Get the SQLAlchemy engine for the database.

Parameters:

config_file_path (Optional[str], optional) – Path to the .env or equivalent file. If None, defaults to .env in the current directory.

Returns:

engine – SQLAlchemy engine for the database

Return type:

sa.engine.base.Engine

Raises:

DatabaseException – if the database does not exist

twarc2sql.db_utils.db_access.load_db_config(file_path: str | None = None) Dict[str, str][source]

Load env variables from file_path and return a dictionary of the database variables.

Parameters:

file_path (Optional[str], optional) – Path to the .env file. If None, defaults to .env in the current directory, by default None

Returns:

db_variables – Dictionary of the database variables

Return type:

Dict[str, str]

Raises:

AssertionError : – if the environment file specified does not exist or if the environment variables are not set

twarc2sql.db_utils.models module

The SQLAlchemy models for creating the database tables. The models are based on the Twitter API v2 Tweet object. It is an opnionated normalization of the Tweet object to make it easier to query the database.

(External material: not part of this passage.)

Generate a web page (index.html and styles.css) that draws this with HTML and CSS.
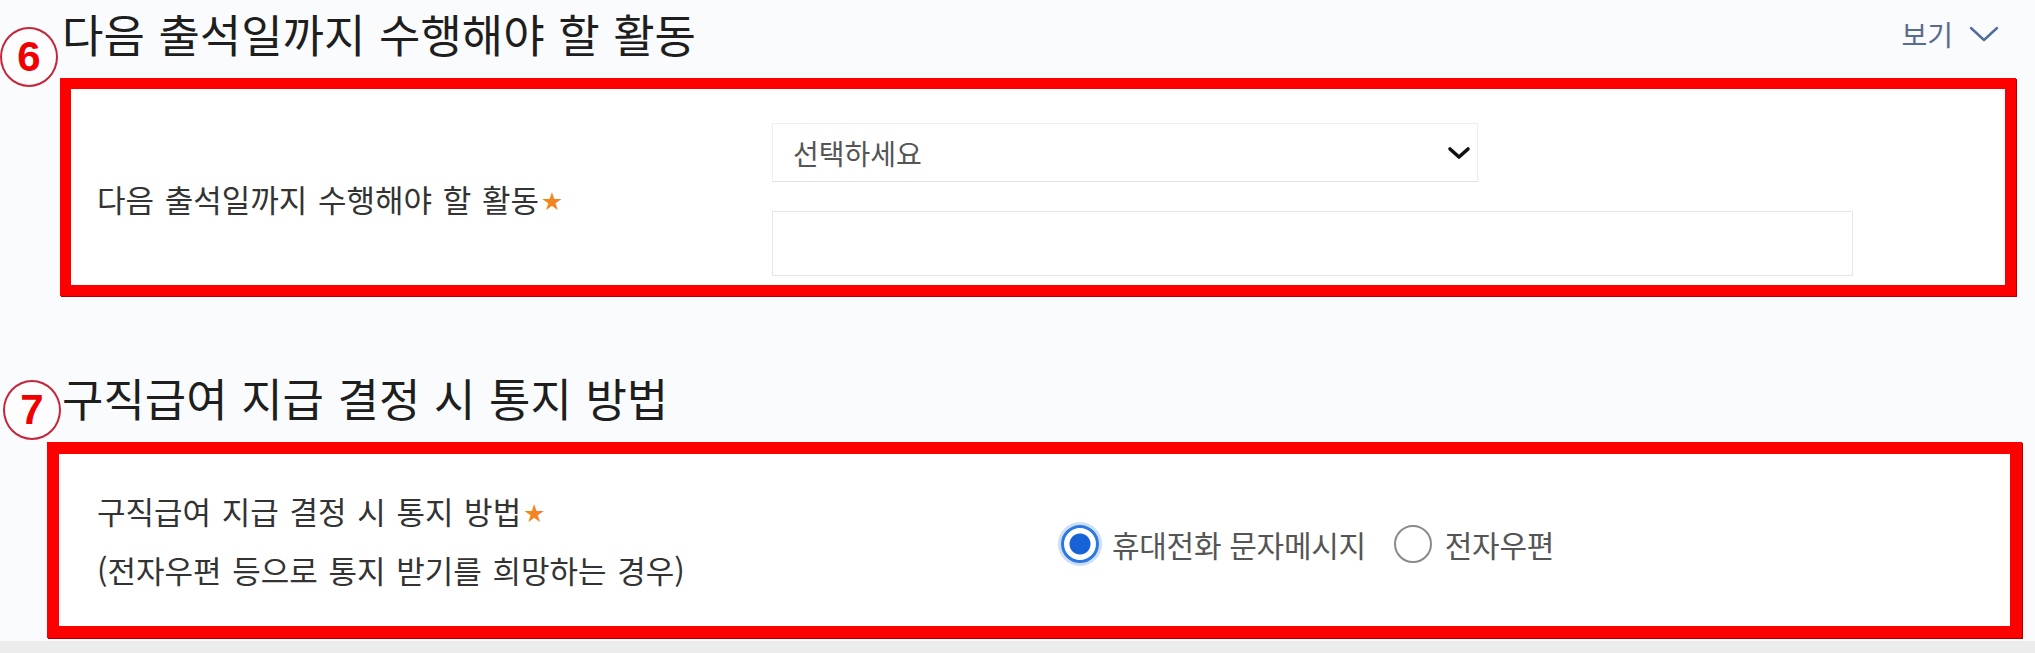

class twarc2sql.db_utils.models.Annonation_Tweet_Mapping(**kwargs)[source]

Bases: Base

end

end index of the annotation in the tweet

id

The unique identifier of the annotation

normalized_text

normalized text of the annotation in the tweet

probability

probability of the annotation in the tweet

start

start index of the annotation in the tweet

table_args = (UniqueConstraint(),)
tweet_id

The unique identifier of the tweet

type

type of the annotation in the tweet

class twarc2sql.db_utils.models.Author(**kwargs)[source]

Bases: Base

property clean_text

Remove newlines from the tweet text.

created_at

The date and time when the author was created

description

The description of the author

followers_count

The number of followers of the author

following_count

The number of accounts the author is following

id

The unique identifier of the author

listed_count

The number of lists the author is in

location

The location of the author

name

The name of the author

profile_image_url

The profile image url of the author

protected

Whether the author is protected

tweet_count

The number of tweets of the author

url

The url of the author

username

The username of the author

verified

Whether the author is verified

class twarc2sql.db_utils.models.Castag_Tweet_Mapping(**kwargs)[source]

Bases: Base

end

end index of the cashtag in the tweet

id

The unique identifier of the castag

start

start index of the cashtag in the tweet

table_args = (UniqueConstraint(),)
tag

cashtag in the tweet

tweet_id

The unique identifier of the tweet

class twarc2sql.db_utils.models.Hastag_Tweet_Mapping(**kwargs)[source]

Bases: Base

end

end index of the hashtag in the tweet

id

The unique identifier of the hastag

start

start index of the hashtag in the tweet

table_args = (UniqueConstraint(),)
tag

hashtag in the tweet

tweet_id

The unique identifier of the tweet

class twarc2sql.db_utils.models.Mention_Tweet_Mapping(**kwargs)[source]

Bases: Base

author_id

id of the user mentioned in the tweet

end

end index of the username in the tweet

id

The unique identifier of the mention

start

start index of the username in the tweet

table_args = (UniqueConstraint(),)
tweet_id

The unique identifier of the tweet

username

username in the tweet

class twarc2sql.db_utils.models.Quoted_Tweet_Mapping(**kwargs)[source]

Bases: Base

id

The unique identifier of the quote

tweet_id

The unique identifier of the tweet being quoted

class twarc2sql.db_utils.models.Replied_Tweet_Mapping(**kwargs)[source]

Bases: Base

id

The unique identifier of the reply

in_reply_to_user_id

The unique identifier of the user being replied to

tweet_id

The unique identifier of the tweet being replied to

class twarc2sql.db_utils.models.Retweet_Tweet_Mapping(**kwargs)[source]

Bases: Base

id

The unique identifier of the retweet

tweet_id

The unique identifier of the tweet being retweeted

class twarc2sql.db_utils.models.Tweet(**kwargs)[source]

Bases: Base

author
author_id

The author of the tweet

property clean_text

Remove newlines from the tweet text.

conversation_id

The conversation id of the tweet

created_at

The date and time when the tweet was created

id

The unique identifier of the tweet

impression_count

The number of times the tweet was viewed

in_reply_to_user_id

The user id of the user the tweet is replying to

lang

The language of the tweet

like_count

The number of times the tweet was liked

possibly_sensitive

Whether the tweet is possibly sensitive

quote_count

The number of times the tweet was quoted

reply_count

The number of times the tweet was replied to

reply_settings

The reply settings of the tweet

retweet_count

The number of times the tweet was retweeted

text

The text of the tweet

tweet_type

The type of the tweet 0: original, 1: quote tweet, 2: retweeted tweet, 3: reply, 4: quoted tweet + replied to tweet

class twarc2sql.db_utils.models.Url_Tweet_Mapping(**kwargs)[source]

Bases: Base

display_url

display url in the tweet

end

end index of the url in the tweet

expanded_url

expanded url in the tweet

id

The unique identifier of the url

media_key

media key in the tweet

start

start index of the url in the tweet

table_args = (UniqueConstraint(),)
tweet_id

The unique identifier of the tweet

url

url in the tweet

Module contents

Module contains functions for creating & interacting with a database.